Futbol. Le ballon rond de Staline à Poutine

Trop grande, trop froide, trop isolée, la Russie n'était pas faite pour le football. Et pourtant, dès qu'il a rebondi sur la terre russe, le ballon rond a fait mieux que s'acclimater. Il est devenu l'objet d'une fièvre populaire que le Kremlin, de Staline à Poutine, cherche à instrumentaliser.
Trop grande, trop froide, trop isolée, la Russie n'était pas faite pour le football. Et pourtant, dès qu'il a rebondi sur la terre russe, le ballon rond a fait mieux que s'acclimater. Il est devenu l'objet d'une fièvre populaire que le Kremlin, de Staline à Poutine, cherche à instrumentaliser.

Beria était le patron du KGB, mais aussi le parrain des équipes du Dynamo de Moscou et Tbilissi, faisant de ces clubs les instruments d'une lutte sans merci contre " l'équipe du peuple ", celle du Spartak Moscou.
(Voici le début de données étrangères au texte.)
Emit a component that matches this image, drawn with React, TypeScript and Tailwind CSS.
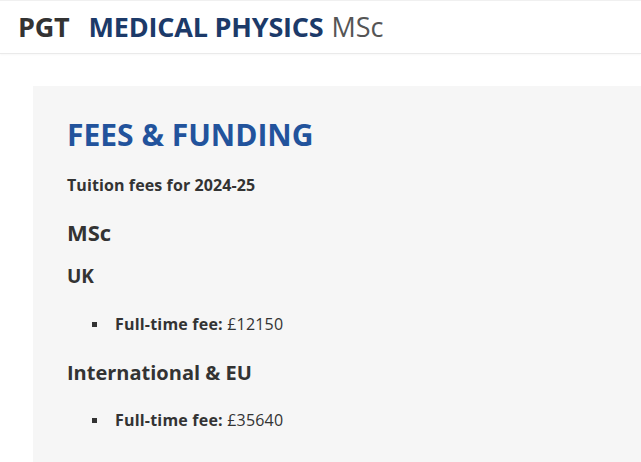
export default function App() {
  return (
    <div className="min-h-[462px] bg-white font-['Open_Sans',sans-serif] text-[#333]">
      <header className="h-[54px] border-t border-b border-t-[#f0f0f0] border-b-[#eaeaea] flex items-center pl-[18px] shadow-[0_1px_2px_rgba(0,0,0,0.03)]">
        <span className="text-[27px] font-bold text-[#333] mr-[19px] tracking-[-0.2px]">PGT</span>
        <span className="text-[27px] font-bold text-[#1c3a69] mr-[8px] tracking-[-0.2px]">MEDICAL PHYSICS</span>
        <span className="text-[27px] text-[#555]">MSc</span>
      </header>
      <main className="pt-[32px] pl-[33px]">
        <section className="bg-[#f6f6f6] min-h-[376px] pl-[34px] pt-[30px] pb-8">
          <h2 className="text-[30px] font-bold text-[#22539c] leading-tight">FEES &amp; FUNDING</h2>
          <p className="mt-[19px] text-[16px] font-bold tracking-[0.1px]">Tuition fees for 2024-25</p>
          <h3 className="mt-[19px] text-[22px] font-bold">MSc</h3>
          <h4 className="mt-[13px] text-[19px] font-bold">UK</h4>
          <ul className="mt-[22px] pl-[25px]">
            <li className="flex items-center text-[16px] tracking-[0.2px]">
              <span className="w-[5px] h-[5px] bg-[#333] mr-[18px]" />
              <span><b>Full-time fee:</b> £12150</span>
            </li>
          </ul>
          <h4 className="mt-[22px] text-[20px] font-bold">International &amp; EU</h4>
          <ul className="mt-[20px] pl-[25px]">
            <li className="flex items-center text-[16px] tracking-[0.2px]">
              <span className="w-[5px] h-[5px] bg-[#333] mr-[18px]" />
              <span><b>Full-time fee:</b> £35640</span>
            </li>
          </ul>
        </section>
      </main>
    </div>
  );
}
Pendant des décennies, deux clans se sont affrontés et tous les coups étaient permis, jusqu'à la déportation au Goulag des meilleurs joueurs de l'équipe adverse.
En Russie, le football est un sport de combat politique : dès les premières rencontres à Saint-Pétersbourg qui avaient de furieux airs de lutte des classes ; lors du " match de la mort " du 9 août 1942, opposant Ukrainiens du FC Start et nazis de la Luftwaffe ; dans la façon dont le régime mit en scène ses vedettes comme Lev Yachine ; avec le football " scientifique " qui conquit le monde pendant la guerre froide ; dans le rapport qu'entretiennent les oligarques avec ce sport, et jusqu'à l'organisation éminemment politique du Mondial 2018.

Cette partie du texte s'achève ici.